◆ Written request ◆
Show all lines that include the string "styles"; copy each one.

◆ Data provided ◆
----------

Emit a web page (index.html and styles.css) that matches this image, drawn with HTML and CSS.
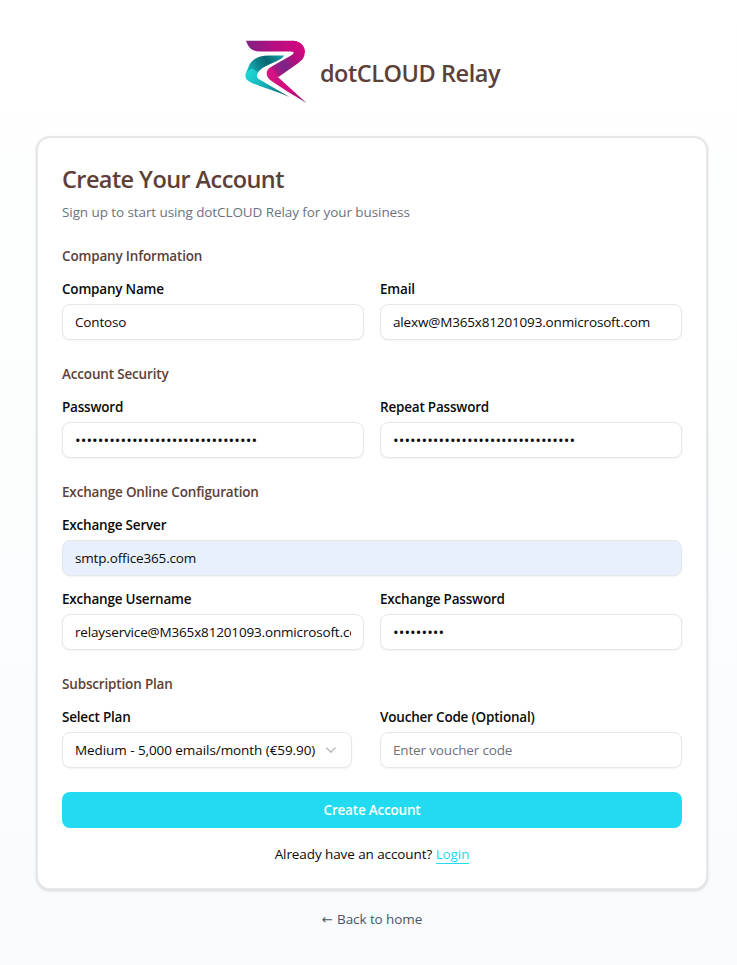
FILE: index.html
```
<!DOCTYPE html>
<html lang="en">
<head>
<meta charset="utf-8">
<title>dotCLOUD Relay</title>
<link rel="stylesheet" href="styles.css">
</head>
<body>
<main class="page">
  <header class="brand">
    <svg class="brand-logo" viewBox="0 0 64 64" width="64" height="64" aria-hidden="true">
      <defs>
        <linearGradient id="top" x1="0" y1="0" x2="1" y2="0">
          <stop offset="0" stop-color="#7d2383"/><stop offset=".5" stop-color="#b80d80"/><stop offset="1" stop-color="#d5067f"/>
        </linearGradient>
        <linearGradient id="bowl" gradientUnits="userSpaceOnUse" x1="61" y1="10" x2="25" y2="34">
          <stop offset="0" stop-color="#d5067f"/><stop offset=".3" stop-color="#b3107e"/><stop offset=".6" stop-color="#792488"/><stop offset=".8" stop-color="#a01a84"/><stop offset="1" stop-color="#d5107f"/>
        </linearGradient>
        <linearGradient id="leg" gradientUnits="userSpaceOnUse" x1="24" y1="30" x2="62" y2="63">
          <stop offset="0" stop-color="#d61684"/><stop offset=".6" stop-color="#d0087e"/><stop offset="1" stop-color="#842078"/>
        </linearGradient>
        <linearGradient id="teal" gradientUnits="userSpaceOnUse" x1="4" y1="36" x2="38" y2="15">
          <stop offset="0" stop-color="#19c5c6"/><stop offset=".35" stop-color="#0d8790"/><stop offset=".6" stop-color="#086672"/><stop offset="1" stop-color="#139fa7"/>
        </linearGradient>
        <linearGradient id="tealLeg" gradientUnits="userSpaceOnUse" x1="2" y1="34" x2="44" y2="57">
          <stop offset="0" stop-color="#1ed8d8"/><stop offset=".5" stop-color="#12a9b0"/><stop offset="1" stop-color="#07505f"/>
        </linearGradient>
      </defs>
      <path fill="url(#teal)" d="M40 15.500H25C14 15.500 7 19.500 4.500 27L1.500 34L3 40L12.500 36C13.500 31.500 17 28.500 23 25.500L34 20.500C37 19 39 17.500 40 15.500Z"/>
      <path fill="url(#tealLeg)" d="M8 28.500C-.5 32.500 -.3 38.500 6 42C18 48 32 51 45.500 57L15.500 39.500C12.300 37.500 12 35.500 14 32.500C12 31 10 29.500 8 28.500Z"/>
      <path fill="url(#bowl)" d="M48 .7C57 .7 62 7 60.500 14.500C60 18.500 57 21 53 24L34.500 37L24 33C23.500 30 25.500 28 28.500 26L47 15.500C50.500 13.500 50.500 11.600 47 11.600Z"/>
      <path fill="url(#top)" d="M2 .7H48C56.500 .7 61.500 6.500 60.800 13C58 11.600 54 11.600 47 11.600H16C8 11.600 4 7 2 .7Z"/>
      <path fill="url(#leg)" d="M26.500 27.300C21.500 30.500 21 36.500 27.500 41C39 49 51 56 62.500 63L35.500 38.500C32.500 36 31.500 34 31.800 31.500C29.500 30.500 27.500 29 26.500 27.300Z"/>
    </svg>
    <span class="brand-name">dotCLOUD Relay</span>
  </header>

  <section class="card">
    <h1 class="title">Create Your Account</h1>
    <p class="subtitle">Sign up to start using dotCLOUD Relay for your business</p>

    <form class="form">
      <fieldset class="group">
        <h2 class="heading">Company Information</h2>
        <div class="row">
          <div class="field"><label for="company">Company Name</label><input id="company" type="text" value="Contoso"></div>
          <div class="field"><label for="email">Email</label><input id="email" type="text" value="alexw@M365x81201093.onmicrosoft.com"></div>
        </div>
      </fieldset>

      <fieldset class="group">
        <h2 class="heading">Account Security</h2>
        <div class="row">
          <div class="field"><label for="pw">Password</label><input id="pw" class="secret" type="password" value="12345678901234567890123456789012"></div>
          <div class="field"><label for="pw2">Repeat Password</label><input id="pw2" class="secret" type="password" value="12345678901234567890123456789012"></div>
        </div>
      </fieldset>

      <fieldset class="group">
        <h2 class="heading">Exchange Online Configuration</h2>
        <div class="field"><label for="server">Exchange Server</label><input id="server" class="autofilled" type="text" value="smtp.office365.com"></div>
        <div class="row">
          <div class="field"><label for="user">Exchange Username</label><input id="user" type="text" value="relayservice@M365x81201093.onmicrosoft.com"></div>
          <div class="field"><label for="expw">Exchange Password</label><input id="expw" class="secret" type="password" value="123456789"></div>
        </div>
      </fieldset>

      <fieldset class="group">
        <h2 class="heading">Subscription Plan</h2>
        <div class="row">
          <div class="field">
            <label id="plan-label">Select Plan</label>
            <button class="select" type="button" aria-labelledby="plan-label">
              <span>Medium - 5,000 emails/month (€59.90)</span>
              <svg class="chevron" viewBox="0 0 16 16" width="16" height="16" aria-hidden="true"><path d="M3.7 6L8 10.3L12.3 6"/></svg>
            </button>
          </div>
          <div class="field"><label for="voucher">Voucher Code (Optional)</label><input id="voucher" type="text" placeholder="Enter voucher code"></div>
        </div>
      </fieldset>

      <button class="submit" type="button"><span>Create Account</span></button>
    </form>
    <p class="login"><span>Already have an account?</span> <a href="#">Login</a></p>
  </section>
  <a class="back" href="#"><span class="arrow">←</span> Back to home</a>
</main>
</body>
</html>
```

FILE: styles.css
```
* { box-sizing: border-box; }
body {
  margin: 0;
  min-height: 965px;
  background: linear-gradient(#fff, #fcfefe 45%, #f9fafd);
  font-family: "Open Sans", "Noto Sans", sans-serif;
  font-size: 13.5px;
  line-height: 20px;
  letter-spacing: -0.09px;
  color: #0a0a0a;
  overflow: hidden;
}
h1, h2, p, fieldset { margin: 0; padding: 0; border: 0; min-width: 0; }
.page {
  width: 672px;
  margin-left: 36px;
  padding-top: 40px;
  display: flex;
  flex-direction: column;
  align-items: center;
}
.brand { display: flex; align-items: center; gap: 12px; height: 64px; margin-bottom: 32px; }
.brand-logo { display: block; }
.brand-name { font-size: 23.5px; line-height: 32px; font-weight: 600; color: #5d4037; letter-spacing: -0.45px; padding-top: 2px; }
.card {
  width: 672px;
  height: 754px;
  padding: 24px;
  background: #fff;
  border: 2px solid #e5e7eb;
  border-radius: 14px;
  box-shadow: 0 1px 3px rgba(0, 0, 0, .1), 0 1px 2px rgba(0, 0, 0, .06);
}
.title { font-size: 23.5px; line-height: 34px; padding-bottom: 2px; font-weight: 600; color: #5d4037; letter-spacing: -0.58px; }
.subtitle { margin-top: 4px; color: #6b7280; }
.form { display: flex; flex-direction: column; gap: 24px; margin-top: 24px; }
.group { display: flex; flex-direction: column; gap: 16px; }
.heading { font-size: 13.5px; line-height: 20px; font-weight: 600; color: #5d4037; letter-spacing: -0.17px; }
.row { display: grid; grid-template-columns: 1fr 1fr; gap: 16px; }
.field { display: flex; flex-direction: column; gap: 8px; min-width: 0; }
label { font-weight: 600; line-height: 14px; letter-spacing: -0.2px; }
input, .select {
  font: inherit;
  letter-spacing: -0.16px;
  color: inherit;
  width: 100%;
  height: 36px;
  padding: 4px 12px;
  background: #fff;
  border: 1px solid #e5e7eb;
  border-radius: 8px;
  box-shadow: 0 1px 2px rgba(0, 0, 0, .05);
}
input::placeholder { color: #6b7280; opacity: 1; }
.secret { font-size: 15px; letter-spacing: 0.05px; }
.autofilled { background: #e8f0fe; }
.select { width: 290px; display: flex; align-items: center; gap: 8px; white-space: nowrap; letter-spacing: -0.07px; }
.chevron { fill: none; stroke: #b5b5b8; stroke-width: 1.3; stroke-linecap: round; stroke-linejoin: round; }
.submit {
  height: 36px;
  border: 0;
  border-radius: 8px;
  background: #22dbf0;
  color: #fff;
  font: inherit;
  font-weight: 600;
  letter-spacing: -0.2px;
}
.login { margin-top: 16px; text-align: center; }
.login a { color: #22dbf0; text-decoration: none; display: inline-block; height: 20px; border-bottom: 1px solid #22dbf0; }
.back { margin-top: 19px; color: #4b5563; text-decoration: none; }
.arrow { font-family: "DejaVu Sans", sans-serif; font-size: 13px; margin-right: 1px; }
```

----------

◆ Complete output ◆
Emit a web page (index.html and styles.css) that matches this image, drawn with HTML and CSS.
<link rel="stylesheet" href="styles.css">
FILE: styles.css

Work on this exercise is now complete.